Fergus Linehan’s final year as Festival Director, before Nicola Benedetti takes the reins in 2023, looks like a strong one. Festivities kick off on 5 August at Murrayfield with MACRO, a free night of contemporary circus from Aussie troupe Gravity & Other Myths, plus a cross-cultural musical collaboration between Djuki Mala and five Celtic musicians, including the vocals of Kathleen MacInnes and Aidan O’Rourke on fiddle. More details on how to get your free tickets will be revealed on 27 June.

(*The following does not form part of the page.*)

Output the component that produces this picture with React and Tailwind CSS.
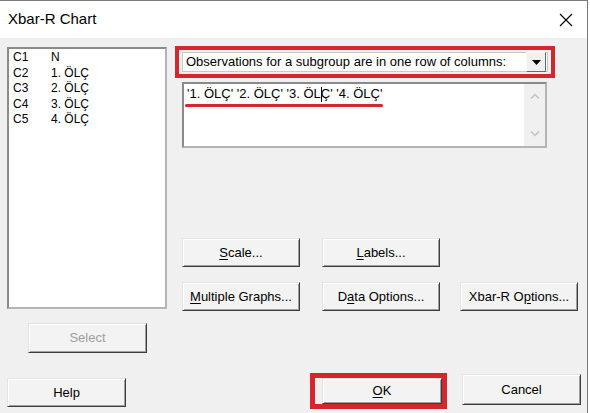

Arab Strap, Squarepusher and Kae Tempest at Leith Theatre

EIF will be back at Leith Theatre with a contemporary music programme featuring an eye-watering selection of boundary-pushing acts and artists from all over the globe. Among them are Scottish cult indie rock duo Arab Strap (19 Aug); visionary London jazz quartet Sons of Kemet (14 Aug); legendary Detroit techno DJ Jeff Mills (11 Aug); New York rapper Princess Nokia (17 Aug); Afro-French Cuban duo Ibeyi (18 Aug); and Romanian folk music supergroup Taraf de Caliu (10 Aug).

Shabaka Hutchings plays the saxaphone; he wears black sunglasses and a gold-coloured vest.

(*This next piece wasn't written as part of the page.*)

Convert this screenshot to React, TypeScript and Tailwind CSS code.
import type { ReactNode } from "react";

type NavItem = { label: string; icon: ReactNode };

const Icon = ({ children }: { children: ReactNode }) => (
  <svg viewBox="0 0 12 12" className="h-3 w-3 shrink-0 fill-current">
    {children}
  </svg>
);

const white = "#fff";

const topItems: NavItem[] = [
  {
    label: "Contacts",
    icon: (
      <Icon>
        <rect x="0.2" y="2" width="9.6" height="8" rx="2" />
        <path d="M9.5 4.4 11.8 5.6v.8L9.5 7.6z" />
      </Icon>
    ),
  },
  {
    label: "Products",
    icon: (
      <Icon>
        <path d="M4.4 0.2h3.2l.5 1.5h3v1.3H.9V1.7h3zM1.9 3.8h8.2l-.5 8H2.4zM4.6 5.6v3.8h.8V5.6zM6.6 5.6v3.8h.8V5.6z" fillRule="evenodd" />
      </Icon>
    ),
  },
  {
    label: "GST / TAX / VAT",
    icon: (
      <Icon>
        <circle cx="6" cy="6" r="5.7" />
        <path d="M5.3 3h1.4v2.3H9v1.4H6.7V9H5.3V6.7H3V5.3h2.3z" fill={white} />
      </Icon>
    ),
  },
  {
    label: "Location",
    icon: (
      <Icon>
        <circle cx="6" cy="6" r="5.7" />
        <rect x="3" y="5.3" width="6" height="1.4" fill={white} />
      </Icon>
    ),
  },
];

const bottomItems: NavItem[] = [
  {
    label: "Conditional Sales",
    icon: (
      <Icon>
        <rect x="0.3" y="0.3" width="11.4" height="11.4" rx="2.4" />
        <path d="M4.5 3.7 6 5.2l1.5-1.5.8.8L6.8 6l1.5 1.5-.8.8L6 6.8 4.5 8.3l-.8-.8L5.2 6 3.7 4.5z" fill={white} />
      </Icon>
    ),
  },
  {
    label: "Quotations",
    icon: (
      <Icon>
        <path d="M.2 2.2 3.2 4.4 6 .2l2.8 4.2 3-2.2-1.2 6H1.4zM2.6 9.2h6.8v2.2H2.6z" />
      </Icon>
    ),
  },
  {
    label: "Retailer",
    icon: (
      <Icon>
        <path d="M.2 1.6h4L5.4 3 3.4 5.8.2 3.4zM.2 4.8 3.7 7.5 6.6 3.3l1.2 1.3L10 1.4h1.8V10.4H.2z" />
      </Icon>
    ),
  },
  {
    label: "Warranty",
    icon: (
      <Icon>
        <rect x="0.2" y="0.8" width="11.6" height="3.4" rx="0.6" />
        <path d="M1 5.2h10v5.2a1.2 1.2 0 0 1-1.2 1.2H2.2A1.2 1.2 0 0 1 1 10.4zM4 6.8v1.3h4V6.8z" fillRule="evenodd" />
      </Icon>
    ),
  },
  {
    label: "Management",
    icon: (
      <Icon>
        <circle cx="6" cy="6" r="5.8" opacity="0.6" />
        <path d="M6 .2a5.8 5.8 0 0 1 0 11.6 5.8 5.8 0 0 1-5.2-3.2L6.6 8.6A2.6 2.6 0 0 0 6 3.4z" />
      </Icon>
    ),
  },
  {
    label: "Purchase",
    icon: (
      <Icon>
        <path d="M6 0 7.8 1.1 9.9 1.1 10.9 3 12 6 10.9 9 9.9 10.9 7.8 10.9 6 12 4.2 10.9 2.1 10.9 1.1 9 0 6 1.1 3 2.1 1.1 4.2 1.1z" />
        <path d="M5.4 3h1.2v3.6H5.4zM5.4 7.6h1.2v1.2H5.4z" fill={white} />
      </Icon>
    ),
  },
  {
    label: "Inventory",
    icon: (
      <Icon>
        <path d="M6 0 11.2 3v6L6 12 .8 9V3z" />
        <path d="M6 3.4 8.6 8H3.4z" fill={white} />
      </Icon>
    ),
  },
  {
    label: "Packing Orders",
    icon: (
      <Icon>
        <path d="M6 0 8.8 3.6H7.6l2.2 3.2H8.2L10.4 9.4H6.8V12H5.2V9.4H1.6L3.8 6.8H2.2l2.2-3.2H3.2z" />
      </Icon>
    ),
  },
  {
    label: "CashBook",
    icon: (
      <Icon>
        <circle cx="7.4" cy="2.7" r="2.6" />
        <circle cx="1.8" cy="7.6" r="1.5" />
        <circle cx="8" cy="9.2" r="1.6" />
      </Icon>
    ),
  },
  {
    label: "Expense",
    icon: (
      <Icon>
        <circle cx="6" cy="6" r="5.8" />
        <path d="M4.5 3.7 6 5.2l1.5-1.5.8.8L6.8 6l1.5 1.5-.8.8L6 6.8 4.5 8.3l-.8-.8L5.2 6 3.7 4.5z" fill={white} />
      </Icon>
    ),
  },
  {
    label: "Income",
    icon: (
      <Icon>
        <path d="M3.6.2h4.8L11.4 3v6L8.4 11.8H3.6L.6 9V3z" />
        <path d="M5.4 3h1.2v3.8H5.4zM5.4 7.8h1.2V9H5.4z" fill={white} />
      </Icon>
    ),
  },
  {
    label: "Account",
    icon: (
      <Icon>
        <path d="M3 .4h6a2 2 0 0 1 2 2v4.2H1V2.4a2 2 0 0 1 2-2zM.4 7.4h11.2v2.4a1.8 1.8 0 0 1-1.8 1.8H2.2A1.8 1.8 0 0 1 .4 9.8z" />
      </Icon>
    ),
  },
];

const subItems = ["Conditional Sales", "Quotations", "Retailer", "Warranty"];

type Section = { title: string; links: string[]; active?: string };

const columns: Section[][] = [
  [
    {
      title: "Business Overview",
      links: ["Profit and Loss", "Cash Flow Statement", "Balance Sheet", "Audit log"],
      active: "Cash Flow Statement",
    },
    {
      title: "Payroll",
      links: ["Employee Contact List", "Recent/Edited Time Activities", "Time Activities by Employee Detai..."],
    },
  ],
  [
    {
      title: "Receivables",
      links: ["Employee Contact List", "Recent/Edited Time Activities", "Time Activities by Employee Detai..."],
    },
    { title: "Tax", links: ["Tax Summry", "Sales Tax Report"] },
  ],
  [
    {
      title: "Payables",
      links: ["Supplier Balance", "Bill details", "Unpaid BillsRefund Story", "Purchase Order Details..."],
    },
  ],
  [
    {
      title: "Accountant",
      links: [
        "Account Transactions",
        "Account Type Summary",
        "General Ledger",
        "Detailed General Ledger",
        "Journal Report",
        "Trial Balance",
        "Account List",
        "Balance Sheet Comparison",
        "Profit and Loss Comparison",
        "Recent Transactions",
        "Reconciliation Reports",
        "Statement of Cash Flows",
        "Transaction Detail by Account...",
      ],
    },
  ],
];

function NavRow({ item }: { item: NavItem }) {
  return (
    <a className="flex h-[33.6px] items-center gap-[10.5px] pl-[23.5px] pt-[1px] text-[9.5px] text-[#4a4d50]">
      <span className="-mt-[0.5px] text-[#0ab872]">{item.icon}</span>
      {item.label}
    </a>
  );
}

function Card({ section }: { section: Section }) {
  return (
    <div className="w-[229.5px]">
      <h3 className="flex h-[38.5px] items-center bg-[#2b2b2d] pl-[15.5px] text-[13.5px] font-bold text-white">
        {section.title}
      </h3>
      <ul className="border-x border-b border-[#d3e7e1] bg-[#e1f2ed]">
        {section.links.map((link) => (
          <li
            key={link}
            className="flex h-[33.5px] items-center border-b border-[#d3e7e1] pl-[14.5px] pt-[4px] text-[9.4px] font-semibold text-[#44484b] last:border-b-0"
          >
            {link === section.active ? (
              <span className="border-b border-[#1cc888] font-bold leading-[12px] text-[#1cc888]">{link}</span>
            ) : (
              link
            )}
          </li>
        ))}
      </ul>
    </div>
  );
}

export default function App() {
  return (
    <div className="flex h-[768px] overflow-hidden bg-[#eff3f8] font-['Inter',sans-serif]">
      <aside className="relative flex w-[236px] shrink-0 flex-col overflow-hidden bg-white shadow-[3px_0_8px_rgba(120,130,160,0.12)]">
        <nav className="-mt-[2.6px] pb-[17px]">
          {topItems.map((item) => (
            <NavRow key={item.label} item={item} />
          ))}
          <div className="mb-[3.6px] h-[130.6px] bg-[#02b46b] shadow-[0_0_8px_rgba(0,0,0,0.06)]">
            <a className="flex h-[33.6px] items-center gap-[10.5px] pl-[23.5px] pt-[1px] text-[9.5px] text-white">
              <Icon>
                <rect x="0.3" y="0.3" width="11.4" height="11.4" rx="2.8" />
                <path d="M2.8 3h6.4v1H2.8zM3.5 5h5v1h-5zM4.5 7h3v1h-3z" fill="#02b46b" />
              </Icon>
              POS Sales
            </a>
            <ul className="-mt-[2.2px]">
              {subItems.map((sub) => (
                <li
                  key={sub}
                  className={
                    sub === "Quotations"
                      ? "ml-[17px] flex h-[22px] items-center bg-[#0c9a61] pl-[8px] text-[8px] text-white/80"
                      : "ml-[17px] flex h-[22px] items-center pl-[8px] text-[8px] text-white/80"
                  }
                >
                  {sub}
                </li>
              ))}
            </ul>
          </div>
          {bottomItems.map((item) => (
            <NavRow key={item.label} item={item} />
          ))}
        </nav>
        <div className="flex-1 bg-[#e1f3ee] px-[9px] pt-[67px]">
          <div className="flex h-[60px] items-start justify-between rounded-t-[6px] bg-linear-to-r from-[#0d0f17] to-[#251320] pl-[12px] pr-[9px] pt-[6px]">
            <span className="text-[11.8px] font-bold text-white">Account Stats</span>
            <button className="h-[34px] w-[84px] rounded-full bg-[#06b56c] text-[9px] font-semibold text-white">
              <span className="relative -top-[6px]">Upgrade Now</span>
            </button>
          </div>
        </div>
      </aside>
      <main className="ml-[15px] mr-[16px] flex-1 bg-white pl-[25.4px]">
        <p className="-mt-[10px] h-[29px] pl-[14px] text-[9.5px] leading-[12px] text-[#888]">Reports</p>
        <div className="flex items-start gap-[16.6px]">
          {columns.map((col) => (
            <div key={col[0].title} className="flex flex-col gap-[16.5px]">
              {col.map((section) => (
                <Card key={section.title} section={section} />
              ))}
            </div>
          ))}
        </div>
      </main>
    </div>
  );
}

Elsewhere on Leith Theatre’s music bill, you’ll find London spoken word artist Kae Tempest (20 Aug), American indie songwriters Ezra Furman (23 Aug) and Lucy Dacus (25 Aug) and blistering electronic artist Squarepusher (13 Aug). Breaking away from Leith Theatre, jazz icon Herbie Hancock (7 Aug) needs a slightly bigger venue; he’s performing at the Playhouse.

Theatre: Alan Cumming, Liz Lochhead

EIF regular Alan Cumming will be back in the Scottish capital, this time taking on the role of Robert Burns in Burn (4-10 Aug, King's Theatre). We’re told to expect a dance-theatre show that challenges the shortbread tin image of our Bard and goes beyond his poetry to examine his complex inner and outer life. Steven Hogget provides the choreography while the brilliant Anna Meredith is on music duty.

Another theatre performance that catches our eye is You Know We Belong Together (24-27 Aug, The Lyceum). Anyone who grew up watching Australian soap Home and Away will recognise the reference: it’s a refrain from the show’s sentimental theme song, although Julia Hales didn’t feel she belonged among the sun-kissed teens of Summer Bay while growing up. Hales has watched every episode of the soap since it first aired in 1988, but she’s never seen a character who, like her, has Down’s Syndrome. Hales’s show, described as a ‘live documentary’, features her and six other cast members and lets her visualise her dream of appearing on the soap by blending a mix of monologues, sketches, video, dance and song.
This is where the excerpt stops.